BECKEL: But the mental health question is one that's serious and real. And we know that the funds have been cut back in the state -- local and the federal level for that. It's got to be part and parcel of this.
And this is also a time when people are starting to raise questions about the video games --
GUTFELD: Right.
BECKEL: -- and the way people communicate, the way young people communicate what they're seeing.
So maybe this is a broader conversation. How that ends up though being something that's tangible is where I have a hard time figuring out.
GUTFELD: Yes. And I think everybody does.
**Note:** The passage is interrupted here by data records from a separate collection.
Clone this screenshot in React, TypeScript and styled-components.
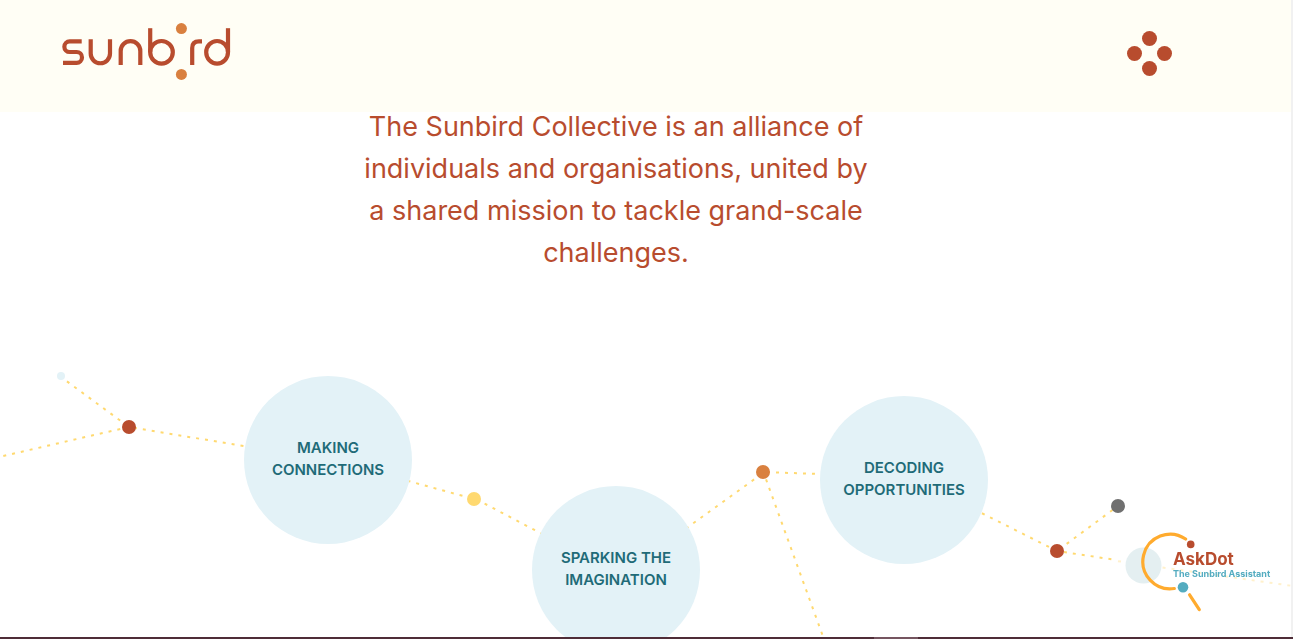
import React from "react";
import styled, { createGlobalStyle } from "styled-components";

const color = {
  rust: "#b84c2e",
  orange: "#d9803f",
  yellow: "#ffd970",
  sky: "#e3f2f7",
  teal: "#1f6b78",
  grey: "#707070",
  cream: "#fffef5",
};

const GlobalStyle = createGlobalStyle`
  *, *::before, *::after { box-sizing: border-box; }
  body {
    margin: 0;
    background: #fff;
    font-family: Inter, Roboto, "Liberation Sans", sans-serif;
  }
`;

const Page = styled.div`
  display: flex;
  flex-direction: column;
  min-height: 100vh;
  border-right: 2px solid #f1f1f1;
`;

const Header = styled.header`
  position: relative;
  z-index: 1;
  display: flex;
  align-items: flex-start;
  justify-content: space-between;
  height: 112px;
  padding: 20px 119px 0 60px;
  background: ${color.cream};
`;

const LogoLink = styled.a`
  display: block;
  line-height: 0;
`;

const MenuButton = styled.button`
  margin-top: 11px;
  padding: 0;
  border: 0;
  background: none;
  line-height: 0;
  cursor: pointer;
`;

const Main = styled.main`
  flex: 1;
  display: flex;
  flex-direction: column;
`;

const Intro = styled.h1`
  margin: -6px 0 0;
  padding-right: 59px;
  color: ${color.rust};
  font-size: 27px;
  font-weight: 400;
  line-height: 42px;
  text-align: center;
`;

const Network = styled.section`
  position: relative;
  flex: 1;
  display: flex;
  justify-content: center;
  min-height: 363px;
  padding-right: 59px;
  overflow: hidden;
`;

const Stage = styled.div`
  position: relative;
  flex: 0 0 1232px;
`;

const Threads = styled.svg`
  position: absolute;
  top: 0;
  left: 0;
  overflow: visible;
`;

const Topic = styled.a<{ $x: number; $y: number }>`
  position: absolute;
  left: ${(p) => p.$x - 84}px;
  top: ${(p) => p.$y - 84}px;
  display: flex;
  align-items: center;
  justify-content: center;
  width: 168px;
  height: 168px;
  padding-bottom: 2px;
  border-radius: 50%;
  background: ${color.sky};
  color: ${color.teal};
  font-size: 15px;
  font-weight: 600;
  line-height: 22px;
  text-align: center;
  text-decoration: none;
  text-transform: uppercase;
`;

const Assistant = styled.button`
  position: fixed;
  right: 16px;
  bottom: 24px;
  display: flex;
  flex-direction: column;
  align-items: flex-start;
  justify-content: flex-start;
  width: 154px;
  height: 84px;
  padding: 18px 0 0 50px;
  border: 0;
  background: none;
  font-family: inherit;
  text-align: left;
  cursor: pointer;
`;

const AssistantMark = styled.svg`
  position: absolute;
  top: 0;
  left: 0;
`;

const AssistantName = styled.span`
  position: relative;
  color: ${color.rust};
  font-size: 17px;
  font-weight: 700;
  line-height: 20px;
`;

const AssistantRole = styled.span`
  position: relative;
  color: #54acc0;
  font-size: 9px;
  font-weight: 700;
  line-height: 10px;
  white-space: nowrap;
`;

const BottomStrip = styled.footer`
  display: flex;
  justify-content: center;
  height: 2px;
  margin-right: -2px;
  padding-left: 499px;
  background: #4f2d38;
`;

const StripHandle = styled.span`
  width: 44px;
  background: #755560;
`;

// Each thread starts at (x1, y1); skip is the gap before its first dash.
const threads = [
  { x1: 129, y1: 153, x2: -10, y2: 185, skip: 0 },
  { x1: 129, y1: 153, x2: 61, y2: 103, skip: 2 },
  { x1: 129, y1: 153, x2: 328, y2: 186, skip: 5 },
  { x1: 474, y1: 225, x2: 328, y2: 185, skip: 3 },
  { x1: 474, y1: 224, x2: 616, y2: 299, skip: 3 },
  { x1: 763, y1: 199, x2: 616, y2: 305, skip: 2 },
  { x1: 763, y1: 198, x2: 904, y2: 203, skip: 4 },
  { x1: 763, y1: 197, x2: 829, y2: 379, skip: 0 },
  { x1: 1057, y1: 277, x2: 904, y2: 200, skip: 0 },
  { x1: 1057, y1: 277, x2: 1118, y2: 232, skip: 3 },
  { x1: 1057, y1: 277, x2: 1116, y2: 286, skip: 7 },
];

const dots = [
  { x: 61, y: 102, r: 4, fill: color.sky },
  { x: 129, y: 153, r: 7, fill: color.rust },
  { x: 474, y: 225, r: 7, fill: color.yellow },
  { x: 763, y: 198, r: 7, fill: color.orange },
  { x: 1057, y: 277, r: 7, fill: color.rust },
  { x: 1118, y: 232, r: 7, fill: color.grey },
];

const topics = [
  { x: 328, y: 186, lines: ["Making", "Connections"] },
  { x: 616, y: 296, lines: ["Sparking the", "Imagination"] },
  { x: 904, y: 206, lines: ["Decoding", "Opportunities"] },
];

function Logo() {
  return (
    <svg width="172" height="62" viewBox="60 20 172 62" fill="none" aria-hidden="true">
      <g stroke={color.rust} strokeWidth="4.2">
        <path d="M81.7 41.3H69.7a5.35 5.35 0 0 0 0 10.7H76.6a5.4 5.4 0 0 1 0 10.8H63" />
        <path d="M90.7 39.3V53.6a9.65 9.65 0 0 0 19.3 0V39.3" />
        <path d="M120.7 65V51a9.8 9.8 0 0 1 19.6 0V65" />
        <path d="M150.2 28.2V52.3" />
        <circle cx="161.5" cy="52.3" r="11.3" />
        <path d="M192.2 65V48q0-6.7 6.7-6.7H202" />
        <path d="M228 28.2V52.3" />
        <ellipse cx="217.1" cy="52.3" rx="10.9" ry="11.3" />
      </g>
      <circle cx="181.4" cy="28.6" r="5.5" fill={color.orange} />
      <circle cx="181.4" cy="74.4" r="5.5" fill={color.orange} />
    </svg>
  );
}

function MenuIcon() {
  return (
    <svg width="45" height="45" viewBox="0 0 45 45" fill={color.rust} aria-hidden="true">
      <circle cx="22.5" cy="7.5" r="7.5" />
      <circle cx="7.5" cy="22.5" r="7.5" />
      <circle cx="37.5" cy="22.5" r="7.5" />
      <circle cx="22.5" cy="37.5" r="7.5" />
    </svg>
  );
}

export default function App() {
  return (
    <>
      <GlobalStyle />
      <Page>
        <Header>
          <LogoLink href="#" aria-label="sunbird">
            <Logo />
          </LogoLink>
          <MenuButton type="button" aria-label="Menu">
            <MenuIcon />
          </MenuButton>
        </Header>
        <Main>
          <Intro>
            The Sunbird Collective is an alliance of
            <br />
            individuals and organisations, united by
            <br />
            a shared mission to tackle grand-scale
            <br />
            challenges.
          </Intro>
          <Network>
            <Stage>
              <Threads width="1232" height="363" aria-hidden="true">
                <g stroke={color.yellow} strokeWidth="2" strokeDasharray="3 6">
                  {threads.map(({ skip, ...ends }, i) => (
                    <line key={i} {...ends} strokeDashoffset={-skip} />
                  ))}
                  <line x1="1117" y1="287" x2="1300" y2="313" strokeDashoffset="-1" opacity="0.35" />
                </g>
                <circle cx="1143.5" cy="291.5" r="18" fill="#e4eff1" />
                {dots.map((d) => (
                  <circle key={d.x} cx={d.x} cy={d.y} r={d.r} fill={d.fill} />
                ))}
              </Threads>
              {topics.map((t) => (
                <Topic key={t.x} href="#" $x={t.x} $y={t.y}>
                  <span>
                    {t.lines[0]}
                    <br />
                    {t.lines[1]}
                  </span>
                </Topic>
              ))}
            </Stage>
          </Network>
        </Main>
        <BottomStrip>
          <StripHandle />
        </BottomStrip>
      </Page>
      <Assistant type="button">
        <AssistantMark width="84" height="84" viewBox="1123 531 84 84" fill="none" aria-hidden="true">
          <g stroke="#ffab2e" strokeWidth="3.2" strokeLinecap="round">
            <path d="M1185.6 539A27.3 27.3 0 1 0 1174.3 588.5" />
            <path d="M1189.6 594.8L1199.3 609.6" />
          </g>
          <circle cx="1190.7" cy="544.4" r="3.8" fill={color.rust} />
          <circle cx="1183" cy="587.3" r="5.3" fill="#54acc0" />
        </AssistantMark>
        <AssistantName>AskDot</AssistantName>
        <AssistantRole>The Sunbird Assistant</AssistantRole>
      </Assistant>
    </>
  );
}
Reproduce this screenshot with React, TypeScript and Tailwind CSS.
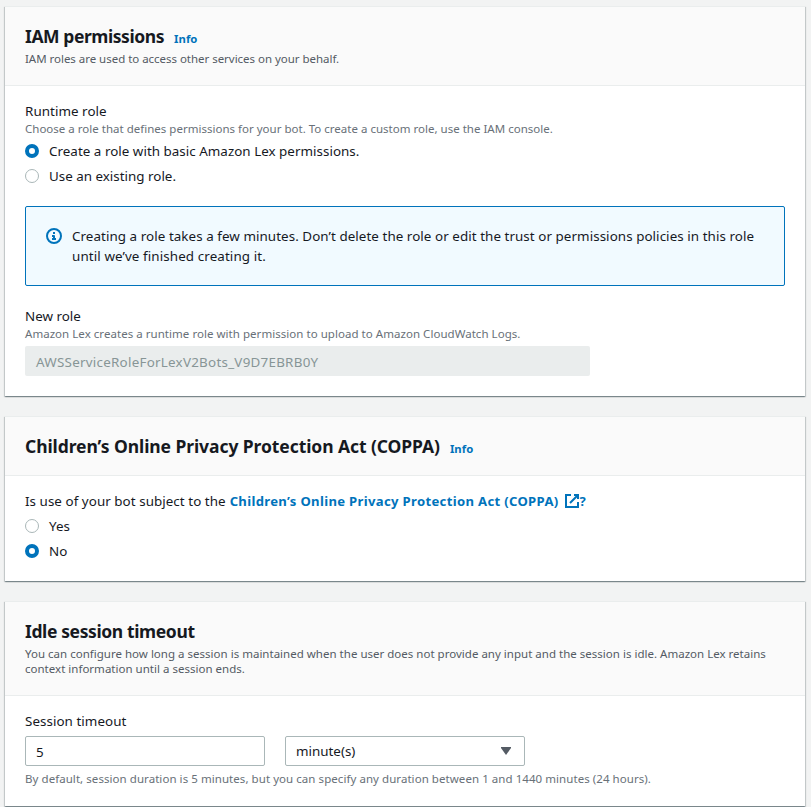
import type { ReactNode } from 'react';

function Card({ title, info, description, className, children }: { title: ReactNode; info?: boolean; description?: ReactNode; className: string; children: ReactNode }) {
  return (
    <section className={`flex flex-col border-t border-[#eaeded] bg-white shadow-[0_1px_1px_0_rgba(0,28,36,0.3),1px_1px_1px_0_rgba(0,28,36,0.15),-1px_1px_1px_0_rgba(0,28,36,0.15)] ${className}`}>
      <header className="border-b border-[#eaeded] bg-[#fafafa] px-5 pt-[18px] pb-[16px]">
        <div className="flex h-[22px] items-baseline gap-[10px] whitespace-nowrap">
          <h2 className="text-[17.5px] leading-[22px] font-bold text-[#16191f]">{title}</h2>
          {info && <a className="text-[11.3px] leading-[16px] font-bold tracking-[0.05px] text-[#0073bb]">Info</a>}
        </div>
        {description ? (
          <p className="mt-[4px] mb-[3px] text-[11.5px] leading-[15px] whitespace-nowrap text-[#545b64]">{description}</p>
        ) : (
          <div className="h-[2px]" />
        )}
      </header>
      <div className="flex flex-col px-5 pt-[15px]">{children}</div>
    </section>
  );
}

function Radio({ checked, children }: { checked?: boolean; children: ReactNode }) {
  return (
    <label className="flex h-5 items-center gap-[10px] whitespace-nowrap">
      <span className={`size-[14px] shrink-0 rounded-full ${checked ? 'border-[4px] border-[#0073bb] bg-white' : 'border border-[#aab7b8] bg-white'}`} />
      {children}
    </label>
  );
}

export default function App() {
  return (
    <main className="flex h-[807px] w-[811px] flex-col gap-5 overflow-hidden bg-[#f2f3f3] pt-[6px] pr-[6px] pl-[5px] font-['Noto_Sans',sans-serif] text-[13.4px] leading-5 text-[#16191f]">
      <Card
        className="h-[390px] shrink-0"
        title={<span className="tracking-[-0.43px]">IAM permissions</span>}
        info
        description={<span className="tracking-[-0.03px]">IAM roles are used to access other services on your behalf.</span>}
      >
        <div className="tracking-[0.05px]">Runtime role</div>
        <p className="text-[11.5px] leading-[15px] tracking-[0.01px] whitespace-nowrap text-[#687078]">
          Choose a role that defines permissions for your bot. To create a custom role, use the IAM console.
        </p>
        <div className="mt-[5px] flex flex-col gap-[5px]">
          <Radio checked><span className="tracking-[0.025px]">Create a role with basic Amazon Lex permissions.</span></Radio>
          <Radio><span>Use an existing role.</span></Radio>
        </div>
        <div className="mt-5 flex h-20 gap-[10px] rounded-[2px] border border-[#0073bb] bg-[#f1faff] pt-[19px] pl-5">
          <svg className="mt-[2px] size-4 shrink-0" viewBox="0 0 16 16" fill="none" stroke="#0073bb" strokeWidth="2">
            <circle cx="8" cy="8" r="7" />
            <path d="M8 11V8H6M10 11H6M8 6V4" strokeLinejoin="round" />
          </svg>
          <p className="whitespace-nowrap">
            <span className="block tracking-[0.06px]">Creating a role takes a few minutes. Don’t delete the role or edit the trust or permissions policies in this role</span>
            <span className="block tracking-[0.1px]">until we’ve finished creating it.</span>
          </p>
        </div>
        <div className="mt-5">New role</div>
        <p className="text-[11.5px] leading-[15px] tracking-[0.04px] whitespace-nowrap text-[#687078]">
          Amazon Lex creates a runtime role with permission to upload to Amazon CloudWatch Logs.
        </p>
        <div className="mt-[5px] flex h-[30px] w-[565px] items-center rounded-[2px] bg-[#eaeded] pt-[2px] pl-[11px] tracking-[0.25px] text-[#879596]">
          AWSServiceRoleForLexV2Bots_V9D7EBRB0Y
        </div>
      </Card>

      <Card
        className="h-[165px] shrink-0"
        title={<span className="tracking-[-0.08px]">Children’s Online Privacy Protection Act (COPPA)</span>}
        info
      >
        <div className="flex whitespace-nowrap">
          <span className="tracking-[0.05px]">Is use of your bot subject to the</span>
          <a className="ml-[4px] flex text-[13.1px] font-bold text-[#0073bb]">
            <span className="tracking-[0.325px]">Children’s Online Privacy Protection Act (COPPA)</span>
            <svg className="mt-[2px] ml-[5px] size-4" viewBox="0 0 16 16" fill="none" stroke="#0073bb" strokeWidth="2">
              <path d="M10 2h4v4M6 10l8-8" />
              <path d="M14 9.05V14H2V2h5" />
            </svg>
            <span>?</span>
          </a>
        </div>
        <div className="mt-[5px] flex flex-col gap-[5px]">
          <Radio>Yes</Radio>
          <Radio checked>No</Radio>
        </div>
      </Card>

      <Card
        className="h-[205px] shrink-0"
        title={<span className="tracking-[-0.38px]">Idle session timeout</span>}
        description={
          <>
            <span className="block tracking-[0.013px]">You can configure how long a session is maintained when the user does not provide any input and the session is idle. Amazon Lex retains</span>
            <span className="block tracking-[0.013px]">context information until a session ends.</span>
          </>
        }
      >
        <div className="tracking-[0.05px]">Session timeout</div>
        <div className="mt-[5px] flex gap-5">
          <div className="flex h-[30px] w-60 items-center rounded-[2px] border border-[#aab7b8] pt-[2px] pl-[10px]">5</div>
          <div className="flex h-[30px] w-60 items-center justify-between rounded-[2px] border border-[#aab7b8] pr-[13px] pl-[10px]">
            <span>minute(s)</span>
            <svg className="h-2 w-[10px]" viewBox="0 0 10 8" fill="#545b64"><path d="M0 0h10v1L5 8 0 1z" /></svg>
          </div>
        </div>
        <p className="mt-[5px] text-[11.5px] leading-[15px] tracking-[0.057px] whitespace-nowrap text-[#687078]">
          By default, session duration is 5 minutes, but you can specify any duration between 1 and 1440 minutes (24 hours).
        </p>
      </Card>
    </main>
  );
}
Eric, what do you -- what do you make of this? I mean, I look at this and I see that every -- there is one linkage to all of these catastrophes as they get more and more gruesome, is that they tend to build up on each other. And they tend to involve these loners.
I mean, you know --
ERIC BOLLING, CO-HOST: Yes.
GUTFELD: -- I don't like talking about them because to me, they are losers. But we cannot avoid that.
BOLLING: Right. I made the point last night. And I'm not going to mention the guy's name. Let's call him the shooter.
I made a point last night, I said I don't think this is the time or the place for the gun discussion. I'm going to stand by that.
It's a whole host of things. It's mental health, it's guns, it's video games. It's the culture around what our children are brought up, the way the children are brought up, that the violence is OK. You can blow away a bunch of people if you do it on TV, or if you do it on a video game.
It's religion. It's a breakdown of the family values. It's the nuclear family. It's a whole host of things. And there has to be meaningful discussion, not all of it, including guns.
I just can't do it right now and it's just not time. We have two more burials going on today. When we are through with some of these things and it's time to move on to the discussion. Bob and I and you -- the left will have this massive discussion over what is right. Whether the Second Amendment should stay intact the way it is, or that things should change from the Second Amendment.